(Work to do):
Everything from the first line of the data through the line with "import React from" is to be echoed exactly, minus the pictures.

(Collected data):
START
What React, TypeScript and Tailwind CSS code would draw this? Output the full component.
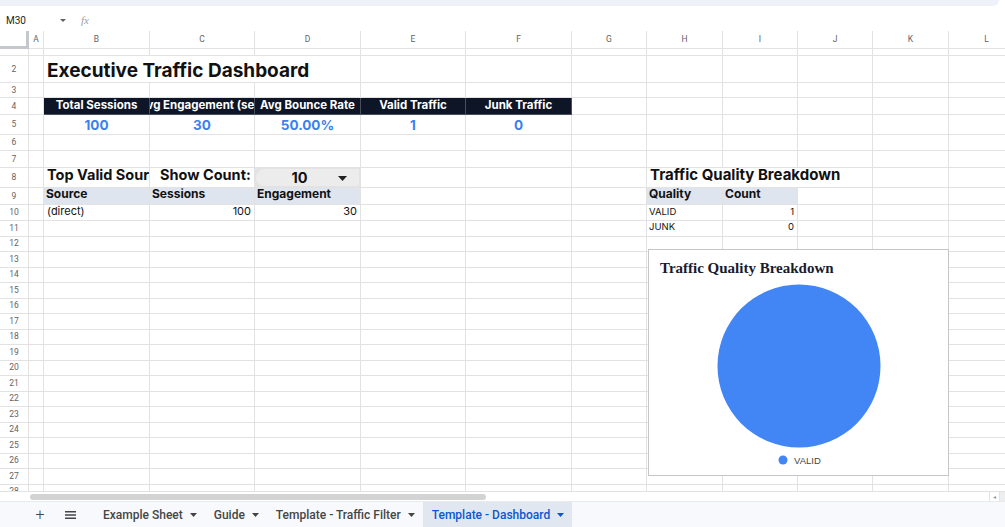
import React from "react";

const COLS = [15, 106, 105, 106, 105, 106, 75, 76, 75, 75, 76, 76];
const LETTERS = ["A", "B", "C", "D", "E", "F", "G", "H", "I", "J", "K", "L"];

type Cell = { span?: number; node?: React.ReactNode; cls?: string };

const FONT = "font-['Inter','Open_Sans',sans-serif]";

function Row({
  h,
  label,
  cells = {},
}: {
  h: number;
  label: string;
  cells?: Record<number, Cell>;
}) {
  const out: React.ReactNode[] = [];
  for (let i = 0; i < COLS.length; i++) {
    const c = cells[i];
    const span = c?.span ?? 1;
    let w = 0;
    for (let k = i; k < i + span; k++) w += COLS[k];
    out.push(
      <div
        key={i}
        style={{ width: w }}
        className={`shrink-0 border-r border-b border-[#e2e2e2] flex overflow-hidden whitespace-nowrap ${
          c?.cls ?? ""
        }`}
      >
        {c?.node}
      </div>
    );
    i += span - 1;
  }
  return (
    <div style={{ height: h }} className="flex shrink-0">
      <div className="w-[29px] shrink-0 border-r border-b border-[#e2e2e2] flex items-center justify-center text-[8.5px] text-[#5f6368] font-['Roboto',sans-serif] overflow-hidden">
        {label}
      </div>
      {out}
    </div>
  );
}

const kpiHead = (t: string) => ({
  node: <span>{t}</span>,
  cls: "bg-[#0d1527] text-white font-bold text-[11.5px] items-center justify-center border-r-[#4a4f5c] border-b-[#4a4f5c]",
});
const kpiVal = (t: string) => ({
  node: <span>{t}</span>,
  cls: "text-[#3b7ff0] font-bold text-[13.5px] items-center justify-center pt-[1px]",
});
const tblHead = (t: string) => ({
  node: <span className="pl-[2px]">{t}</span>,
  cls: "bg-[#dfe5ee] font-bold text-[12px] text-[#111] items-end pb-[1px]",
});

export default function App() {
  const small: Record<number, Cell> = {};
  return (
    <div className={`w-[1005px] h-[527px] overflow-hidden bg-white flex flex-col ${FONT}`}>
      {/* toolbar remnant */}
      <div className="h-[9px] shrink-0 bg-white">
        <div className="h-[6px] mr-[6px] bg-[#eef2f8] rounded-br-[8px]" />
      </div>
      {/* formula bar */}
      <div className="h-[22px] shrink-0 flex items-center font-['Roboto',sans-serif] text-[#1f1f1f]">
        <div className="w-[58px] pl-[6px] text-[10px]">M30</div>
        <svg width="8" height="5" viewBox="0 0 8 5" className="ml-[1px]">
          <path d="M1 1 L4 4 L7 1 Z" fill="#5f6368" />
        </svg>
        <span className="ml-[14px] text-[11px] italic text-[#9aa0a6] font-['Liberation_Serif',serif]">fx</span>
      </div>

      {/* grid */}
      <div className="h-[460px] shrink-0 relative overflow-hidden">
        {/* column headers */}
        <div className="flex h-[18px]">
          <div className="w-[29px] shrink-0 border-r-[3px] border-b-[3px] border-[#c4c7cc] bg-white" />
          {COLS.map((w, i) => (
            <div
              key={i}
              style={{ width: w }}
              className="shrink-0 border-r border-b border-[#e2e2e2] flex items-center justify-center text-[8.5px] text-[#5f6368] font-['Roboto',sans-serif]"
            >
              {LETTERS[i]}
            </div>
          ))}
        </div>
        <Row h={7} label="" />
        <Row
          h={27}
          label="2"
          cells={{
            1: {
              span: 3,
              node: <span className="pl-[3px] text-[19px] font-bold text-[#111] leading-none">Executive Traffic Dashboard</span>,
              cls: "items-center pt-[2px]",
            },
          }}
        />
        <Row h={15} label="3" />
        <Row
          h={17}
          label="4"
          cells={{
            1: kpiHead("Total Sessions"),
            2: kpiHead("Avg Engagement (sec)"),
            3: kpiHead("Avg Bounce Rate"),
            4: kpiHead("Valid Traffic"),
            5: kpiHead("Junk Traffic"),
          }}
        />
        <Row
          h={20}
          label="5"
          cells={{
            1: kpiVal("100"),
            2: kpiVal("30"),
            3: kpiVal("50.00%"),
            4: kpiVal("1"),
            5: kpiVal("0"),
          }}
        />
        <Row h={16} label="6" />
        <Row h={17} label="7" />
        <Row
          h={20}
          label="8"
          cells={{
            1: {
              node: <span className="pl-[3px]">Top Valid Sources</span>,
              cls: "font-bold text-[14.5px] text-[#111] items-end pb-[1px]",
            },
            2: {
              node: <span className="pl-[10px]">Show Count:</span>,
              cls: "font-bold text-[14.5px] text-[#111] items-end pb-[1px]",
            },
            3: {
              node: (
                <div className="flex-1 m-[1px] rounded-l-[9px] bg-[#ececec] flex items-center relative">
                  <span className="absolute left-0 right-[16px] text-center font-bold text-[14.5px] text-[#111]">10</span>
                  <svg width="9" height="5" viewBox="0 0 9 5" className="absolute right-[12px] top-[7px]">
                    <path d="M0 0 L9 0 L4.5 5 Z" fill="#222" />
                  </svg>
                </div>
              ),
              cls: "bg-[#e3e3e3]",
            },
            7: {
              span: 3,
              node: <span className="pl-[3px]">Traffic Quality Breakdown</span>,
              cls: "font-bold text-[15px] text-[#111] items-end pb-[1px]",
            },
          }}
        />
        <Row
          h={17}
          label="9"
          cells={{
            1: tblHead("Source"),
            2: tblHead("Sessions"),
            3: tblHead("Engagement"),
            7: tblHead("Quality"),
            8: tblHead("Count"),
          }}
        />
        <Row
          h={16}
          label="10"
          cells={{
            1: { node: <span className="pl-[3px]">(direct)</span>, cls: "text-[11px] text-[#111] items-end pb-[1px]" },
            2: { node: <span className="pr-[3px]">100</span>, cls: "text-[11px] text-[#111] items-end justify-end pb-[1px]" },
            3: { node: <span className="pr-[3px]">30</span>, cls: "text-[11px] text-[#111] items-end justify-end pb-[1px]" },
            7: { node: <span className="pl-[2px]">VALID</span>, cls: "text-[9.5px] text-[#111] items-end pb-[1px]" },
            8: { node: <span className="pr-[3px]">1</span>, cls: "text-[9.5px] text-[#111] items-end justify-end pb-[1px]" },
          }}
        />
        <Row
          h={15.5}
          label="11"
          cells={{
            7: { node: <span className="pl-[2px]">JUNK</span>, cls: "text-[9.5px] text-[#111] items-end pb-[1px]" },
            8: { node: <span className="pr-[3px]">0</span>, cls: "text-[9.5px] text-[#111] items-end justify-end pb-[1px]" },
          }}
        />
        {Array.from({ length: 17 }, (_, k) => (
          <Row key={k} h={15.5} label={String(12 + k)} cells={small} />
        ))}

        {/* floating chart */}
        <div className="absolute left-[648px] top-[218px] w-[301px] h-[227px] bg-white border border-[#c6c6c6]">
          <div className="absolute left-[11px] top-[7px] text-[15px] font-bold text-[#1a1a2e] font-['Liberation_Serif',serif]">
            Traffic Quality Breakdown
          </div>
          <svg width="301" height="227" className="absolute left-0 top-0">
            <circle cx="150" cy="116" r="81.5" fill="#4285f4" />
            <circle cx="134" cy="210" r="4.5" fill="#4285f4" />
          </svg>
          <div className="absolute left-[145px] top-[204px] text-[9.5px] text-[#444] font-['Liberation_Sans',sans-serif]">
            VALID
          </div>
        </div>
      </div>

      {/* horizontal scrollbar */}
      <div className="h-[10px] shrink-0 border-t border-[#e2e2e2] flex items-center relative">
        <div className="ml-[30px] w-[456px] h-[6px] rounded-full bg-[#d3d3d3]" />
        <div className="absolute right-[0px] top-0 h-full flex">
          <div className="w-[10px] h-full border-l border-[#e2e2e2] flex items-center justify-center text-[6px] text-[#999]">◂</div>
          <div className="w-[6px] h-full border-l border-[#e2e2e2] bg-[#eee]" />
        </div>
      </div>

      {/* tab bar */}
      <div className="flex-1 bg-[#f8f9fc] border-t border-[#e8eaed] flex items-stretch font-['Roboto',sans-serif] text-[12px] text-[#444746]">
        <div className="w-[26px]" />
        <div className="w-[28px] flex items-center justify-center text-[16px] font-light text-[#444]">+</div>
        <div className="w-[32px] flex items-center justify-center">
          <svg width="11" height="8" viewBox="0 0 11 8">
            <path d="M0 0.75 H11 M0 4 H11 M0 7.25 H11" stroke="#444" strokeWidth="1.4" />
          </svg>
        </div>
        <div className="w-[8px]" />
        {[
          ["Example Sheet", false],
          ["Guide", false],
          ["Template - Traffic Filter", false],
          ["Template - Dashboard", true],
        ].map(([t, active]) => (
          <div
            key={t as string}
            className={`flex items-center pl-[9px] pr-[8px] gap-[7px] font-medium ${
              active ? "bg-[#e1e7f0] text-[#0b57d0]" : ""
            }`}
          >
            <span>{t as string}</span>
            <svg width="7" height="4" viewBox="0 0 7 4">
              <path d="M0 0 H7 L3.5 4 Z" fill={active ? "#0b57d0" : "#444"} />
            </svg>
          </div>
        ))}
      </div>
    </div>
  );
}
END
(Expected output):
What React, TypeScript and Tailwind CSS code would draw this? Output the full component.
import React from "react";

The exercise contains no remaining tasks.